Гости! На мамином пороге они толпятся круглосуточно, будь то московская квартира или тесное эмигрантское жилище в Филадельфии, где мы поселились в 1974-м. Гости наводняют и ее нынешний дом в Нью-Йорке, живут у нее неделями, опустошают холодильник, занимают деньги и уносят книги. Я регулярно гуглю «синдром навязчивого гостеприимства». Но мама неисцелима. Поговорка «незваный гость хуже татарина» явно не для нее. Ее родители были точно такими же, а сестра и того хуже. Однако сегодняшний ужин — особенный. Он знаменует прощание с классической русской кухней. По такому торжественному поводу мама согласилась ограничиться всего восемью гостями, но только после того, как хитрая я процитировала древнеримского сатирика: «Число гостей должно быть не меньше числа граций и не больше числа муз». Мамино квази-религиозное поклонение культуре оказалось сильнее гостелюбия. Кто она такая, чтобы спорить с древними?

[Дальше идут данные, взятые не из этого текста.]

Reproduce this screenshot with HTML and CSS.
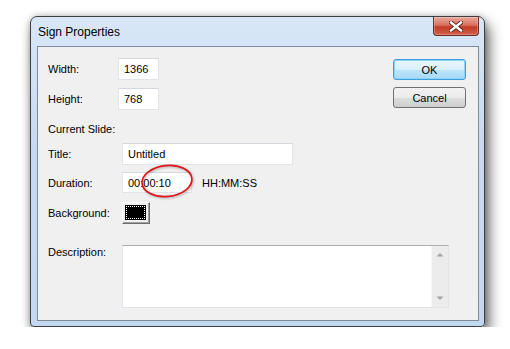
FILE: index.html
```html
<!DOCTYPE html>
<html lang="en">
<head>
    <meta charset="UTF-8">
    <title>Sign Properties</title>
    <link rel="stylesheet" href="styles.css">
</head>
<body>
    <div class="window">
        <div class="titlebar">
            <span class="title">Sign Properties</span>
            <div class="close">
                <svg width="14" height="11" viewBox="0 0 14 11">
                    <path d="M2 1.5 L12 9.5 M12 1.5 L2 9.5" stroke="#5a1d16" stroke-width="4.2" stroke-linecap="square"/>
                    <path d="M2 1.5 L12 9.5 M12 1.5 L2 9.5" stroke="#ffffff" stroke-width="2.4" stroke-linecap="square"/>
                </svg>
            </div>
        </div>
        <div class="client">
            <div class="top">
                <div class="sizes">
                    <div class="row row-size">
                        <label class="label short">Width:</label>
                        <div class="input small">1366</div>
                    </div>
                    <div class="row row-size gap8">
                        <label class="label short">Height:</label>
                        <div class="input small">768</div>
                    </div>
                </div>
                <div class="actions">
                    <button class="btn default">OK</button>
                    <button class="btn">Cancel</button>
                </div>
            </div>
            <div class="row row-text">
                <label class="label">Current Slide:</label>
            </div>
            <div class="row row-title">
                <label class="label">Title:</label>
                <div class="input wide">Untitled</div>
            </div>
            <div class="row row-duration">
                <label class="label">Duration:</label>
                <div class="duration">
                    <div class="input mid">00:00:10</div>
                    <svg class="circle" width="56" height="40" viewBox="0 0 56 40">
                        <ellipse cx="28" cy="20" rx="25" ry="15.5" fill="none" stroke="#e0141a" stroke-width="1.7" transform="rotate(-6 28 20)"/>
                    </svg>
                </div>
                <span class="hint">HH:MM:SS</span>
            </div>
            <div class="row row-bg">
                <label class="label">Background:</label>
                <div class="colorbtn"><div class="swatch"></div></div>
            </div>
            <div class="row row-desc">
                <label class="label top">Description:</label>
                <div class="textarea">
                    <div class="text"></div>
                    <div class="scrollbar">
                        <svg width="8" height="5" viewBox="0 0 8 5"><path d="M0.5 4.5 L4 1 L7.5 4.5 Z" fill="#a4a4a4"/></svg>
                        <svg width="8" height="5" viewBox="0 0 8 5"><path d="M0.5 0.5 L4 4 L7.5 0.5 Z" fill="#a4a4a4"/></svg>
                    </div>
                </div>
            </div>
        </div>
    </div>
</body>
</html>
```

FILE: styles.css
```css
html, body {
    margin: 0;
    padding: 0;
    background: #ffffff;
}

body {
    padding: 16px 0 0 30px;
    font-family: "Liberation Sans", Arial, sans-serif;
    font-size: 11px;
    color: #000000;
}

.window {
    box-sizing: border-box;
    width: 455px;
    height: 311px;
    border: 1px solid #3f3f3f;
    border-radius: 7px 7px 4px 4px;
    background: linear-gradient(#d9e7f7, #c6dbf3 40%, #c2d8f1);
    box-shadow: 4px 8px 14px rgba(0, 0, 0, 0.6), 0 0 6px rgba(0, 0, 0, 0.25);
    padding: 0 5px 5px 6px;
    display: flex;
    flex-direction: column;
}

.titlebar {
    height: 29px;
    display: flex;
    justify-content: space-between;
    align-items: center;
}

.title {
    padding-left: 1px;
    font-size: 12px;
    color: #000000;
}

.close {
    align-self: flex-start;
    box-sizing: border-box;
    width: 46px;
    height: 19px;
    border: 1px solid #6b2a22;
    border-top: none;
    border-radius: 0 0 4px 4px;
    background: linear-gradient(#e9a99c, #d8705f 45%, #c23c26 55%, #d0614a);
    box-shadow: inset 0 0 0 1px rgba(255, 255, 255, 0.25);
    display: flex;
    justify-content: center;
    align-items: center;
}

.client {
    flex: 1;
    border: 1px solid #7f8b97;
    background: #f0f0f0;
    padding: 11px 12px 0 10px;
    display: flex;
    flex-direction: column;
}

.top {
    display: flex;
    justify-content: space-between;
    align-items: flex-start;
}

.row {
    display: flex;
    align-items: center;
}

.label {
    width: 74px;
    flex-shrink: 0;
}

.label.short {
    width: 70px;
}

.label.top {
    align-self: flex-start;
    padding-top: 1px;
}

.row-size { height: 22px; }
.gap8 { margin-top: 8px; }
.row-text { height: 18px; margin-top: 10px; }
.row-title { height: 22px; margin-top: 5px; }
.row-duration { height: 21px; margin-top: 7px; }
.row-bg { height: 22px; margin-top: 9px; }
.row-desc { margin-top: 21px; align-items: flex-start; }

.input {
    box-sizing: border-box;
    height: 100%;
    border: 1px solid #e2e3ea;
    border-top-color: #d5d7de;
    background: #ffffff;
    padding: 0 5px;
    display: flex;
    align-items: center;
}

.input.small { width: 41px; }
.input.wide { width: 171px; }
.input.mid { width: 70px; }

.duration {
    position: relative;
    height: 100%;
}

.circle {
    position: absolute;
    left: 17px;
    top: -11px;
    filter: drop-shadow(1px 1px 1px rgba(0, 0, 0, 0.3));
}

.hint {
    margin-left: 10px;
}

.colorbtn {
    box-sizing: border-box;
    width: 28px;
    height: 22px;
    border: 1px solid;
    border-color: #ffffff #6d6d6d #6d6d6d #ffffff;
    box-shadow: inset -1px -1px 0 #a0a0a0;
    background: #f0f0f0;
    padding: 3px 4px 4px 3px;
}

.swatch {
    box-sizing: border-box;
    width: 100%;
    height: 100%;
    background: #000000;
    border: 1px dotted #ffffff;
    outline: 1px solid #000000;
}

.textarea {
    box-sizing: border-box;
    width: 327px;
    height: 63px;
    border: 1px solid #e2e3ea;
    border-top-color: #abadb3;
    background: #ffffff;
    display: flex;
}

.text {
    flex: 1;
}

.scrollbar {
    width: 16px;
    background: #ececec;
    border-left: 1px solid #f6f6f6;
    display: flex;
    flex-direction: column;
    justify-content: space-between;
    align-items: center;
    padding: 6px 0 6px;
}

.actions {
    margin-top: 1px;
    display: flex;
    flex-direction: column;
    gap: 7px;
}

.btn {
    box-sizing: border-box;
    width: 73px;
    height: 21px;
    border: 1px solid #707070;
    border-radius: 3px;
    background: linear-gradient(#f2f2f2 0%, #ebebeb 50%, #dddddd 51%, #cfcfcf 100%);
    font-family: "Liberation Sans", Arial, sans-serif;
    font-size: 11px;
    color: #000000;
    padding: 0;
}

.btn.default {
    border-color: #3c9ee0;
    background: linear-gradient(#eaf6fd 0%, #d9f0fc 50%, #bee6fd 51%, #a7d9f5 100%);
    box-shadow: inset 0 0 0 1px #8fd3f8;
}
```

Итак, этим дьявольски жарким вечером мы с ней потеем над декадентским пиром. На дворе воображаемые 1910-е годы — Серебряный век. Нынче вечером мы приветствуем великое десятилетие московской кулинарии и прощаемся с ним. С культурой еды, расцветшей на заре двадцатого века и канувшей в небытие, когда революция 1917 года превратила русскую кухню и культуру в советскую кухню и культуру.
Мы с мамой подошли к делу серьезно.
В хрустальных графинах хреновуха и лимонная водка, которые я настаивала несколько недель. Искрится икра. Мы даже дошли до такой глупости, что приготовили собственный квас на черном хлебе. Тот квас, который продают сейчас, — это просто шипучка заводского производства. Но мы вступаем в мистический контакт с желудками предков. И кто знает, представится ли нам в этом кулинарном путешествии другой шанс по-настоящему вкусно поесть?
— Налимья печенка — что делать с налимьей печенкой?! — вопрошает мама, оторвавшись наконец от телефона.